# VisualThink-VLA： 用于高效低延迟视觉-语言-动作策略的视觉中间推理框架

- 来源：HuggingFace Daily Papers（社区热门论文）
- 发布时间：2026-05-28 08:00
- AIHOT 分数：55
- AIHOT 链接：https://aihot.virxact.com/items/cmpv97kha04rmsl0z8y04wc54
- 原文链接：https://arxiv.org/abs/2605.30011

## AI 摘要

本文提出 VisualThink-VLA，一个用于 VLA 策略的视觉中间推理框架，旨在解决文本思维链在具身控制中因信息干扰和解码延迟高导致的实时执行难题。该框架通过一个紧凑的视觉证据接口引导动作预测，在保留空间精度的同时避免了解码开销。其采用选择性路由机制学习视觉证据 token，以实现低延迟推理。研究引入了 VisualEvidence-Kit，其中包含一个构建了 754.7k VLA 指令集的视觉证据智能体。在多项基准和真实机器人评估中，该框架在大多数任务上成功率最高，并将推理增强基线的多秒级延迟降至亚秒级。

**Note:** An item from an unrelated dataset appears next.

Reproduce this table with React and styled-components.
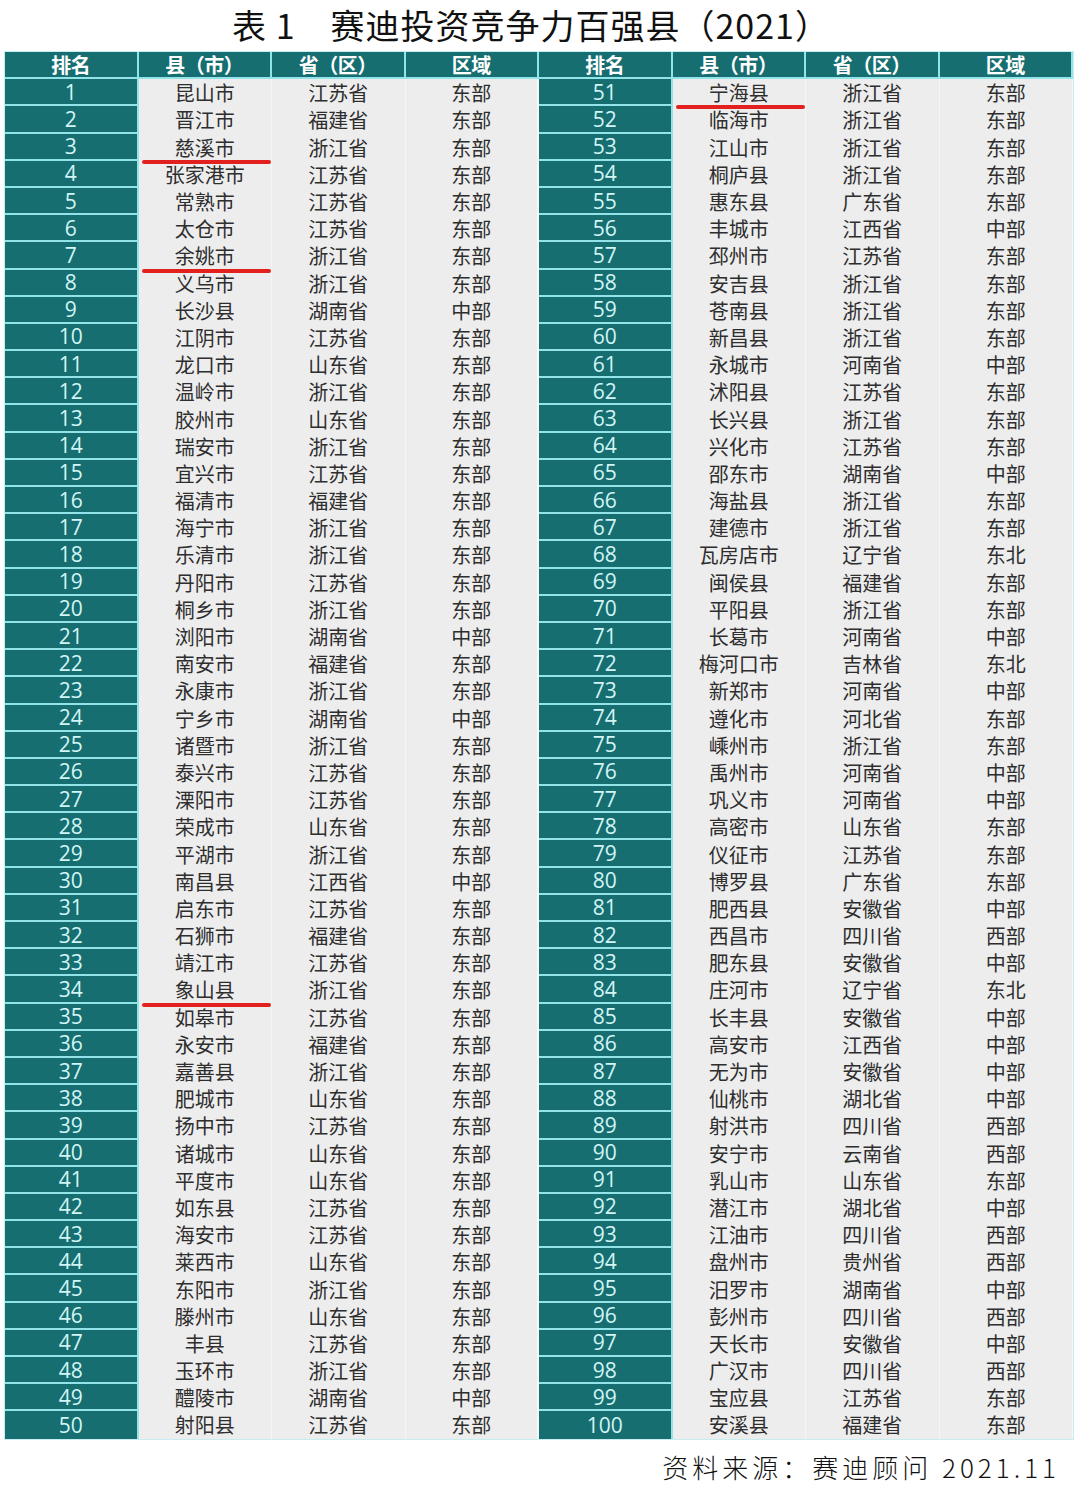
import React from "react";
import styled, { createGlobalStyle } from "styled-components";

const GlobalStyle = createGlobalStyle`
  html, body {
    margin: 0;
    padding: 0;
    background: #ffffff;
  }
  body {
    font-family: "Noto Sans CJK SC", "Noto Sans", sans-serif;
  }
`;

const LEFT = `昆山市 江苏省 东部
晋江市 福建省 东部
慈溪市 浙江省 东部
张家港市 江苏省 东部
常熟市 江苏省 东部
太仓市 江苏省 东部
余姚市 浙江省 东部
义乌市 浙江省 东部
长沙县 湖南省 中部
江阴市 江苏省 东部
龙口市 山东省 东部
温岭市 浙江省 东部
胶州市 山东省 东部
瑞安市 浙江省 东部
宜兴市 江苏省 东部
福清市 福建省 东部
海宁市 浙江省 东部
乐清市 浙江省 东部
丹阳市 江苏省 东部
桐乡市 浙江省 东部
浏阳市 湖南省 中部
南安市 福建省 东部
永康市 浙江省 东部
宁乡市 湖南省 中部
诸暨市 浙江省 东部
泰兴市 江苏省 东部
溧阳市 江苏省 东部
荣成市 山东省 东部
平湖市 浙江省 东部
南昌县 江西省 中部
启东市 江苏省 东部
石狮市 福建省 东部
靖江市 江苏省 东部
象山县 浙江省 东部
如皋市 江苏省 东部
永安市 福建省 东部
嘉善县 浙江省 东部
肥城市 山东省 东部
扬中市 江苏省 东部
诸城市 山东省 东部
平度市 山东省 东部
如东县 江苏省 东部
海安市 江苏省 东部
莱西市 山东省 东部
东阳市 浙江省 东部
滕州市 山东省 东部
丰县 江苏省 东部
玉环市 浙江省 东部
醴陵市 湖南省 中部
射阳县 江苏省 东部`;

const RIGHT = `宁海县 浙江省 东部
临海市 浙江省 东部
江山市 浙江省 东部
桐庐县 浙江省 东部
惠东县 广东省 东部
丰城市 江西省 中部
邳州市 江苏省 东部
安吉县 浙江省 东部
苍南县 浙江省 东部
新昌县 浙江省 东部
永城市 河南省 中部
沭阳县 江苏省 东部
长兴县 浙江省 东部
兴化市 江苏省 东部
邵东市 湖南省 中部
海盐县 浙江省 东部
建德市 浙江省 东部
瓦房店市 辽宁省 东北
闽侯县 福建省 东部
平阳县 浙江省 东部
长葛市 河南省 中部
梅河口市 吉林省 东北
新郑市 河南省 中部
遵化市 河北省 东部
嵊州市 浙江省 东部
禹州市 河南省 中部
巩义市 河南省 中部
高密市 山东省 东部
仪征市 江苏省 东部
博罗县 广东省 东部
肥西县 安徽省 中部
西昌市 四川省 西部
肥东县 安徽省 中部
庄河市 辽宁省 东北
长丰县 安徽省 中部
高安市 江西省 中部
无为市 安徽省 中部
仙桃市 湖北省 中部
射洪市 四川省 西部
安宁市 云南省 西部
乳山市 山东省 东部
潜江市 湖北省 中部
江油市 四川省 西部
盘州市 贵州省 西部
汨罗市 湖南省 中部
彭州市 四川省 西部
天长市 安徽省 中部
广汉市 四川省 西部
宝应县 江苏省 东部
安溪县 福建省 东部`;

const parse = (text, start) =>
  text.split("\n").map((line, i) => {
    const [county, province, region] = line.trim().split(" ");
    return { rank: start + i, county, province, region };
  });

const left = parse(LEFT, 1);
const right = parse(RIGHT, 51);

// ranks underlined in red in the original
const marked = [3, 7, 34, 51];

const Page = styled.div`
  width: 1080px;
  height: 1497px;
  overflow: hidden;
`;

const Title = styled.h1`
  margin: 0;
  padding: 2px 18px 0 0;
  height: 48px;
  line-height: 46px;
  box-sizing: border-box;
  text-align: center;
  font-size: 34px;
  font-weight: 400;
  letter-spacing: 1px;
  color: #111;
  font-family: "Noto Sans CJK SC", sans-serif;
`;

const Table = styled.div`
  display: grid;
  grid-template-columns: repeat(8, 1fr);
  grid-auto-rows: 27.2px;
  width: 1068px;
  margin: 4px 0 0 5px;
  background: #ededed;
  box-shadow: 0 0 0 1px #c6eef0;
`;

const HeadCell = styled.div`
  display: flex;
  align-items: center;
  justify-content: center;
  background: #176e71;
  color: #ffffff;
  font-size: 20px;
  font-weight: 700;
  border-right: 2px solid #93e4e9;
  border-bottom: 2px solid #93e4e9;
  box-sizing: border-box;
  letter-spacing: -0.5px;
`;

const Rank = styled.div`
  display: flex;
  align-items: center;
  justify-content: center;
  background: #176e71;
  color: #d2f5f5;
  font-family: "Open Sans", "Liberation Sans", sans-serif;
  font-size: 21px;
  border-right: 2px solid #93e4e9;
  border-bottom: 2px solid #93e4e9;
  box-sizing: border-box;
  ${(p) => p.$last && "border-bottom: none;"}
`;

const Cell = styled.div`
  position: relative;
  display: flex;
  align-items: center;
  justify-content: center;
  color: #2e2e2e;
  font-size: 20px;
  border-right: ${(p) => (p.$edge ? "2px solid #f7f7f7" : "1px solid #f6f6f6")};
  box-sizing: border-box;
`;

const Mark = styled.span`
  position: absolute;
  left: 3px;
  right: 0;
  bottom: -3px;
  height: 4px;
  border-radius: 2px;
  background: #e2201d;
  z-index: 2;
`;

const Footer = styled.div`
  margin-top: 10px;
  height: 36px;
  line-height: 36px;
  text-align: right;
  padding-right: 20px;
  font-size: 26px;
  letter-spacing: 4px;
  color: #111;
  font-family: "Noto Sans CJK SC", sans-serif;
  font-weight: 300;
`;

const heads = ["排名", "县（市）", "省（区）", "区域"];

function Entry({ item, edge, last }) {
  return (
    <>
      <Rank $last={last}>{item.rank}</Rank>
      <Cell>
        {item.county}
        {marked.includes(item.rank) && <Mark />}
      </Cell>
      <Cell>{item.province}</Cell>
      <Cell $edge={edge}>{item.region}</Cell>
    </>
  );
}

export default function App() {
  return (
    <Page>
      <GlobalStyle />
      <Title>表 1　赛迪投资竞争力百强县（2021）</Title>
      <Table>
        {[...heads, ...heads].map((h, i) => (
          <HeadCell key={i}>{h}</HeadCell>
        ))}
        {left.map((item, i) => (
          <React.Fragment key={item.rank}>
            <Entry item={item} edge last={i === 49} />
            <Entry item={right[i]} last={i === 49} />
          </React.Fragment>
        ))}
      </Table>
      <Footer>资料来源：赛迪顾问 2021.11</Footer>
    </Page>
  );
}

例如，在 BridgeData V2 上，其将步骤延迟从 ECoT 的 8.377 秒降至 0.367 秒，实现了 22.8 倍的加速。

## 正文

Recent work has begun to equip vision-language-action (VLA) policies with explicit intermediate reasoning. In embodied control, however, textual chain-of-thought is a poor fit: irrelevant or weakly textual information can interfere with action prediction, while autoregressive text decoding adds too much latency for real-time closed-loop execution. We present VISUALTHINK-VLA, a visual intermediate-reasoning framework for accurate, low-latency VLA policies. Our bootstrapping philosophy is to guide action with effective visual thinking: VISUALTHINK-VLA bootstraps action prediction through a compact visual-evidence interface that preserves spatial precision while avoiding decoding overhead. Besides, to further improve performance and efficiency, VISUALTHINK-VLA adopts a tailored selective routing mechanism to learn the visual evidence tokens, enabling low-latency inference while preserving high-capacity specialization. We also introduce VisualEvidence-Kit, a supervision-and-audit resource centered on a VisualEvidence-Agent that constructs a 754.7k VLA instructions VisualEvidence-Set for route supervision and counterfactual faithfulness tests. Across multiple benchmarks and real-robot evaluation, VISUALTHINK-VLA achieves the highest success rate on most benchmarks while reducing the multi-second latency of reasoning-augmented baselines to the sub-second regime. For example, on BridgeData V2, it reduces step latency from 8.377,s with ECoT to 0.367,s, achieving a 22.8 times speedup.